* [Job] Wherever a line in the data below holds "styles", copy that line.

* [Data provided]
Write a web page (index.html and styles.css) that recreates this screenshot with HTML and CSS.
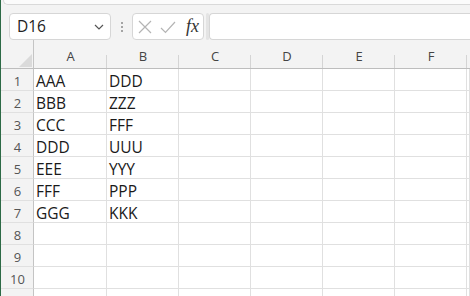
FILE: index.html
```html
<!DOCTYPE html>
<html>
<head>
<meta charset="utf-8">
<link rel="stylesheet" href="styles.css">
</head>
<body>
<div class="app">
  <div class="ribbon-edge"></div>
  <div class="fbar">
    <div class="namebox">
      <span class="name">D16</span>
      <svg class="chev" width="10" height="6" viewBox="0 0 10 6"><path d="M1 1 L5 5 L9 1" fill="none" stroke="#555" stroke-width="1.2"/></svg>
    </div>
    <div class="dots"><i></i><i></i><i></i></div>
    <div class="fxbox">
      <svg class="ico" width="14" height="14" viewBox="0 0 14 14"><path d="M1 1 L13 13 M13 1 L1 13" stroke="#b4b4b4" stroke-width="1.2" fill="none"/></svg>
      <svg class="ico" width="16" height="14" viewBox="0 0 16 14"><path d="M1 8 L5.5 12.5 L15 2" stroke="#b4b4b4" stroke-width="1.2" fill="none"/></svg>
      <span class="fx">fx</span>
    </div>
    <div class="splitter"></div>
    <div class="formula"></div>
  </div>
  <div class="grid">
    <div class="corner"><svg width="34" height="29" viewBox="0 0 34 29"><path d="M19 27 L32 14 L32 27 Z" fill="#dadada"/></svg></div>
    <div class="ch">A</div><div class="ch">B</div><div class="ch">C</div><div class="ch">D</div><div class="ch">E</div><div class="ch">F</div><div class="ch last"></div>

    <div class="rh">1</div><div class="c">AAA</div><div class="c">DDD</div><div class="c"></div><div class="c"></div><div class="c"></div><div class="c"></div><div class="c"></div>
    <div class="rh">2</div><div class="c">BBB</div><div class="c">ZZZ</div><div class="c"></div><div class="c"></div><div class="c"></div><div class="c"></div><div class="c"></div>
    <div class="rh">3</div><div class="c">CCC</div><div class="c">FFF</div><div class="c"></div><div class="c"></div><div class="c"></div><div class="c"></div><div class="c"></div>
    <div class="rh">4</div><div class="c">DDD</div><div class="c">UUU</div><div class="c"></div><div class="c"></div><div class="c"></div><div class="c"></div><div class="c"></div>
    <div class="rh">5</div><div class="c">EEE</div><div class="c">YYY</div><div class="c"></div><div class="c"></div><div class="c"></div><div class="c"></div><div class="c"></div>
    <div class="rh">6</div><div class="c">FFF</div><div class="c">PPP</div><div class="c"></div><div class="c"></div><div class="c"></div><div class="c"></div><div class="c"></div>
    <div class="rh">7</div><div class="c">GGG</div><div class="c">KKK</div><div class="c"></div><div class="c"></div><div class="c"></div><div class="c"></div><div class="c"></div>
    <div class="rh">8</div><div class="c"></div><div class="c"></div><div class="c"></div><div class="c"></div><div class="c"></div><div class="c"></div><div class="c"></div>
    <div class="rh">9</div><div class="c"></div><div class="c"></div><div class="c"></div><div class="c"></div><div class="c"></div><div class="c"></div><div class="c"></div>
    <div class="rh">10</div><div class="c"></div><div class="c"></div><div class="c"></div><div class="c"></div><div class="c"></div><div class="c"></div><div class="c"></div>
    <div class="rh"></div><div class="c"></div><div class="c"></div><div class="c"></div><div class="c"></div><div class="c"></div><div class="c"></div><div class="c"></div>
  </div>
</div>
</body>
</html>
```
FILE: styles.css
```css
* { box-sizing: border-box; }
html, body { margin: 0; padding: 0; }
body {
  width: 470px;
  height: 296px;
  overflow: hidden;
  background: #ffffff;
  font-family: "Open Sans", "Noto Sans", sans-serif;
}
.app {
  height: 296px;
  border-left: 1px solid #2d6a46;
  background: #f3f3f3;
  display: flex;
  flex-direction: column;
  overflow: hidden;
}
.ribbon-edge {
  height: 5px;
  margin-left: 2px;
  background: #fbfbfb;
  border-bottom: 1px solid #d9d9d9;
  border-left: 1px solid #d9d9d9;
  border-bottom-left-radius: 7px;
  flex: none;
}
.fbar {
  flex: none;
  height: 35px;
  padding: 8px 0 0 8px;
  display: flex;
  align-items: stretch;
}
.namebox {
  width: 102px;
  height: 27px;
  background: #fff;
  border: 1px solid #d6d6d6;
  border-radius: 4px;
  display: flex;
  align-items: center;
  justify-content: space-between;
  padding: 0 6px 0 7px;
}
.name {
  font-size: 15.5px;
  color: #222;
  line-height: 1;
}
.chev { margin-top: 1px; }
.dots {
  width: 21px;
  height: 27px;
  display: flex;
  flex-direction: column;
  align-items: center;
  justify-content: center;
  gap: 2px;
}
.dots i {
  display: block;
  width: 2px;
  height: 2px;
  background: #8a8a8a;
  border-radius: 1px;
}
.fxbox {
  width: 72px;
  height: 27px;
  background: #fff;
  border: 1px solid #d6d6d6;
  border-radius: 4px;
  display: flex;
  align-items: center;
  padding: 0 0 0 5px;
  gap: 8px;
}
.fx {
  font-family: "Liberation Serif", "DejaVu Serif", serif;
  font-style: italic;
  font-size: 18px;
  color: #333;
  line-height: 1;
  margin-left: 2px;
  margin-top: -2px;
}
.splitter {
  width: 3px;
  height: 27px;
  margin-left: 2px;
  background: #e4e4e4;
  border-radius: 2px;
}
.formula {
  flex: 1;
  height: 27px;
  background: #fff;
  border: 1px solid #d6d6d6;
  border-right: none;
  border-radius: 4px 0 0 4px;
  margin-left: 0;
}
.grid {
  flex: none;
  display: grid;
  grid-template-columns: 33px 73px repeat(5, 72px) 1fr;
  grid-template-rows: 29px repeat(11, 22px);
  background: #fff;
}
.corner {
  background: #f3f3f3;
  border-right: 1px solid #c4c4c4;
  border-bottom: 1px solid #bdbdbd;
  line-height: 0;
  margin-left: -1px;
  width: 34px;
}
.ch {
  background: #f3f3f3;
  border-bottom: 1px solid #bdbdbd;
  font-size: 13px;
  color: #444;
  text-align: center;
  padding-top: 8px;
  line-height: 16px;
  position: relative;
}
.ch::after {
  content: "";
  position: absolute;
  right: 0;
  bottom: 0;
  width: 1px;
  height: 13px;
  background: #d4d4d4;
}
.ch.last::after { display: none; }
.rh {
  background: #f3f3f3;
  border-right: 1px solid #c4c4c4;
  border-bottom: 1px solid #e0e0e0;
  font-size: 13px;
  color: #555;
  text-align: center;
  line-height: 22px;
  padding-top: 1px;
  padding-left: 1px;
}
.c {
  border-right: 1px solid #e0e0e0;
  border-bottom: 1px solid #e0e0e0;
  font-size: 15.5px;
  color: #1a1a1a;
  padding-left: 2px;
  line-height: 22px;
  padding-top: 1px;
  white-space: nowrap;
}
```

* [Correct result]
Write a web page (index.html and styles.css) that recreates this screenshot with HTML and CSS.
<link rel="stylesheet" href="styles.css">
FILE: styles.css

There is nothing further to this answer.